First one must remember that most companies can only go so far in disaster recovery - plans for or not. If I have a shop that makes wire harnesses and I employ 150 people I may (for example) have a contingency plan for one of my suppliers folding. But how far can and should I go? I may have alturnate suppliers in mind but if I'm not going to place an order with 'alturnate' suppliers I can't ensure they will even take on extra business. Heck - they may be wiped out in the disaster which wiped me out.
The first thing I do is list possible disasters and 'suppose' what I can do in each case with respect to reality. For example, if my plant is destroyed completely in an earthquake or tornado I cannot have a plant set up somewhere else ready and waiting to take over production (remember I'm a small supplier).
So - take the list and address each issue with your intention or actual plan. Some can be real - for example I can have a data backup in San Diego while my plant is in Toledo. I did some work for an insurance company which had 3 geologically distant locations and data redundancy at each. They could sustain a loss of one entire facility (and theoretically 2) and still maintain their business without interruption. They didn't have manufacturing equipment, however so it was really a no brainer.
I can understand your comment about smoke and mirrors but the reality is there is no company which can really have in place a contingency plan for every possible disaster. You listed:
-Suppliers (what backup plans were in place)
-Materials
-ERP System (IT Disaster Recovery)
-Manufacturing ability (in other words if site A disappeared, could site B continue operations and deliver to customers)

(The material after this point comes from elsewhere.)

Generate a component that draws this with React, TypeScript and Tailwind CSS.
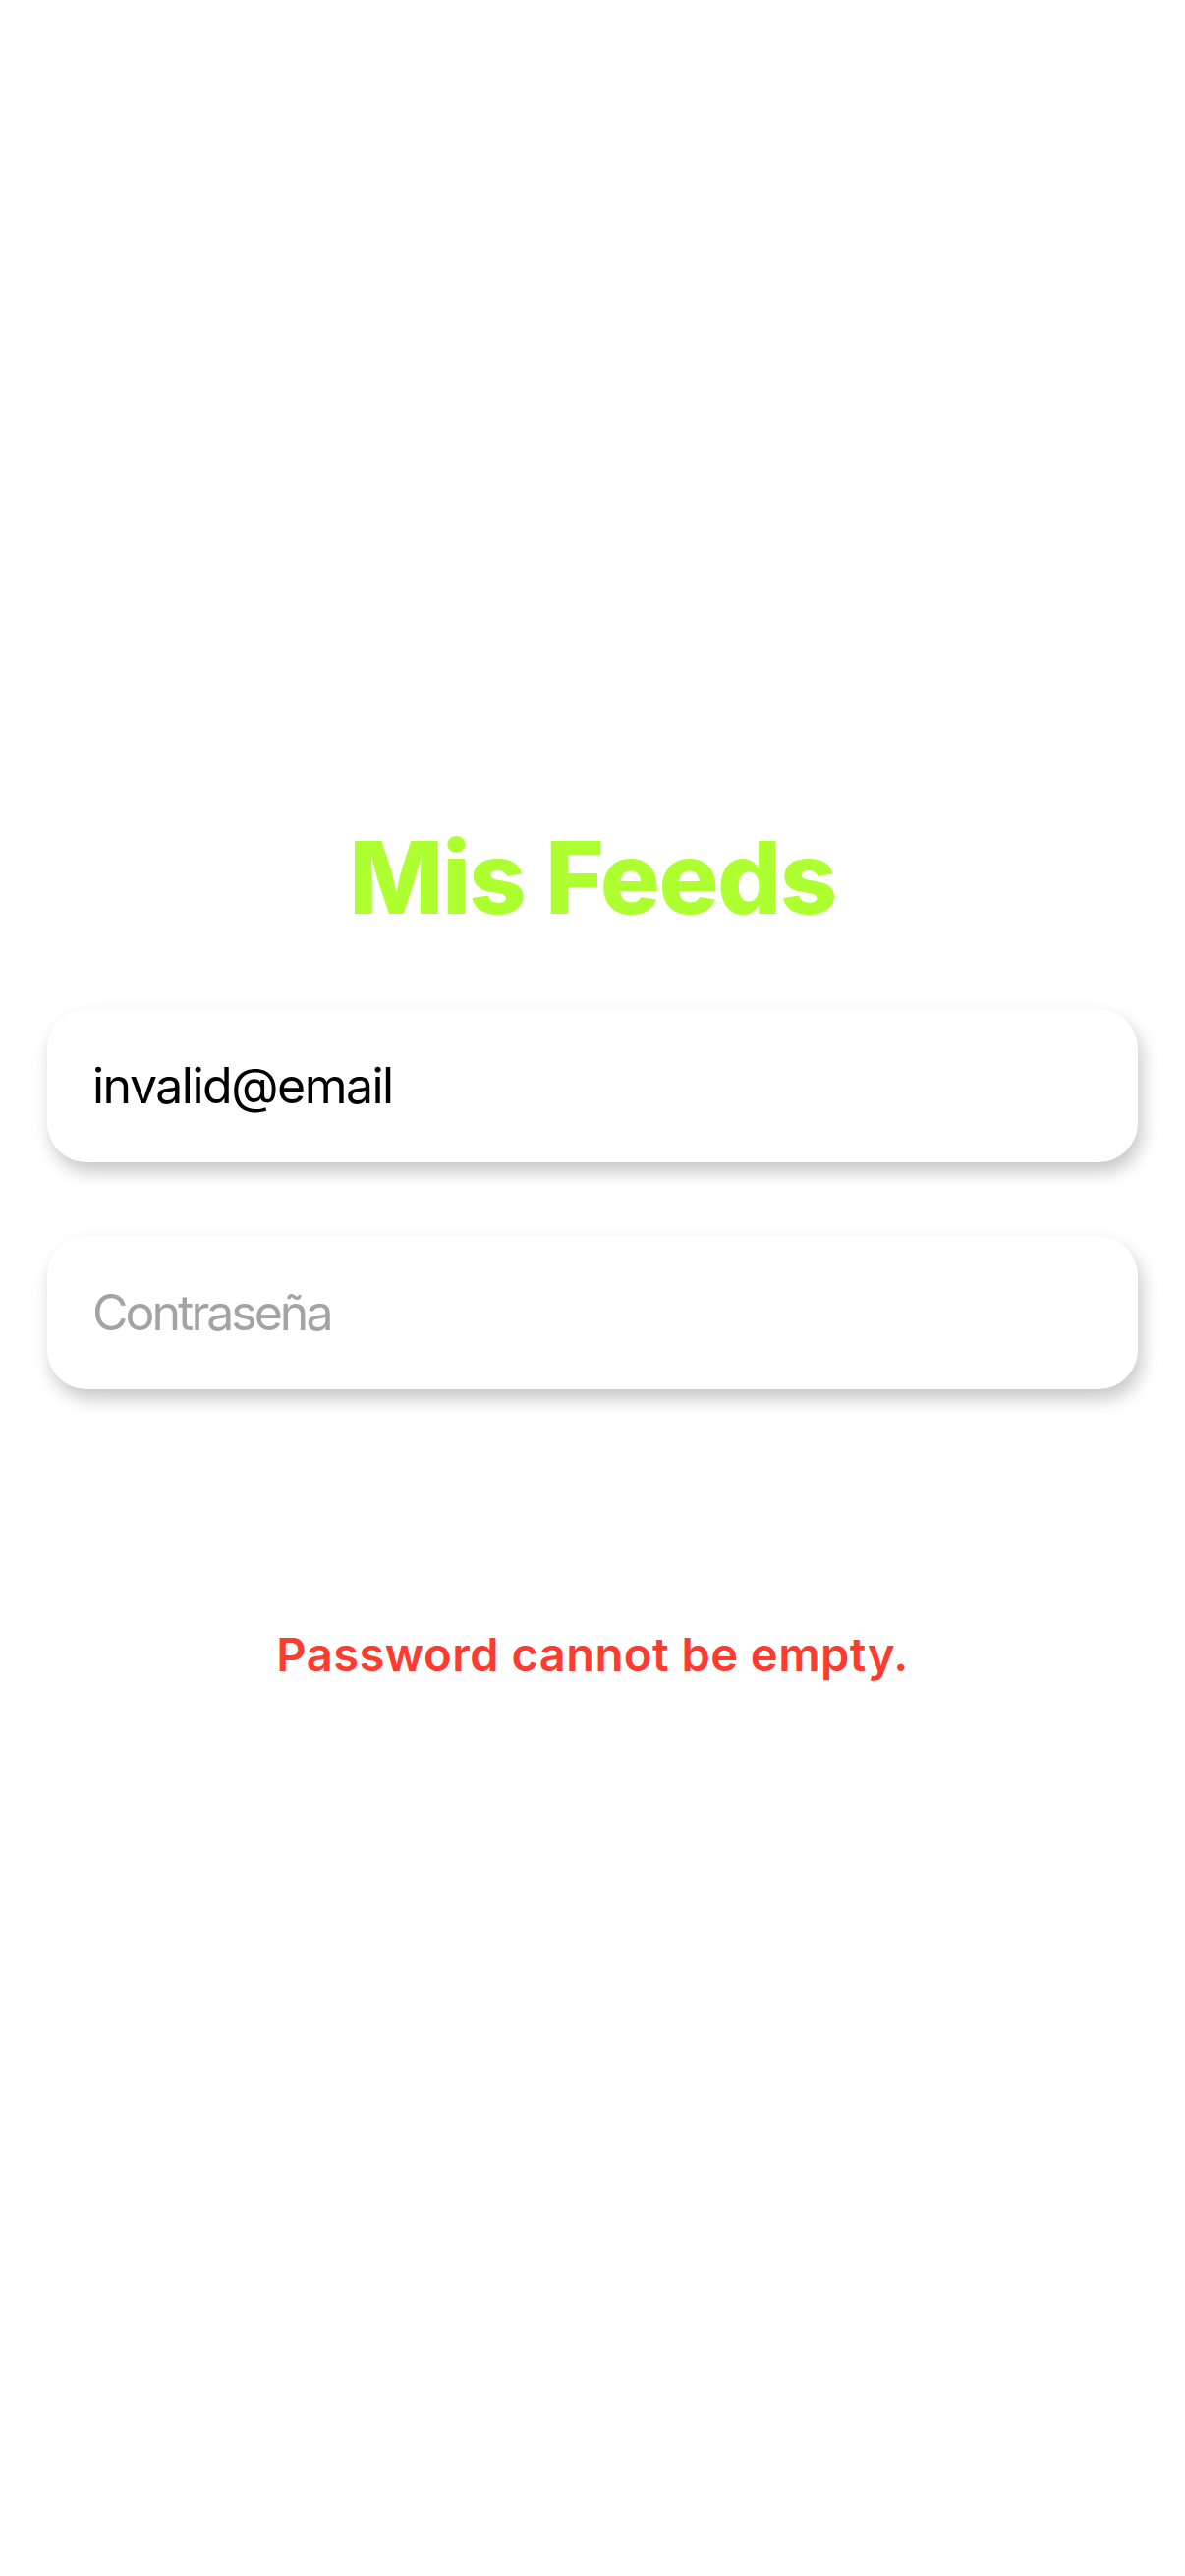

I don't see a problem with the first 3 but the 4th would be (to many companies) impossibly expensive unless you're a quite big company. For many companies there simply is no 'Site B'.
I think what I'm saying is 7.1.C.3 gives some leeway to a company to address reality with respect to them. One could go so far as to say by ensuring a print exists and is protected against loss they can "...recreate and service the product throughout its life cycle...".
So - in my example company I make my list and lay out contigency plans for what I can 'control'. I suggest you take a read through
http://Elsmar.com/Forums/showthread.php?t=238 which is a consolidation of several threads from the 'old' forums on contingency plans with respect to QS-9000 for some thoughts.
You end up stating: "...Without having the actual 'methods' in place, it seems to expose the company to quite a bit of liability..." For what a company can realistically control I agree and 7.1.C.3 does not give a company an out as I read it. What 7.1.C.3 does not do is define how or what. If you would like to discuss this in more detail, I'll be happy to 'chat' here.
From what I can tell is you are saying that the company you are dealing with does not want to have defined plans. Is that correct?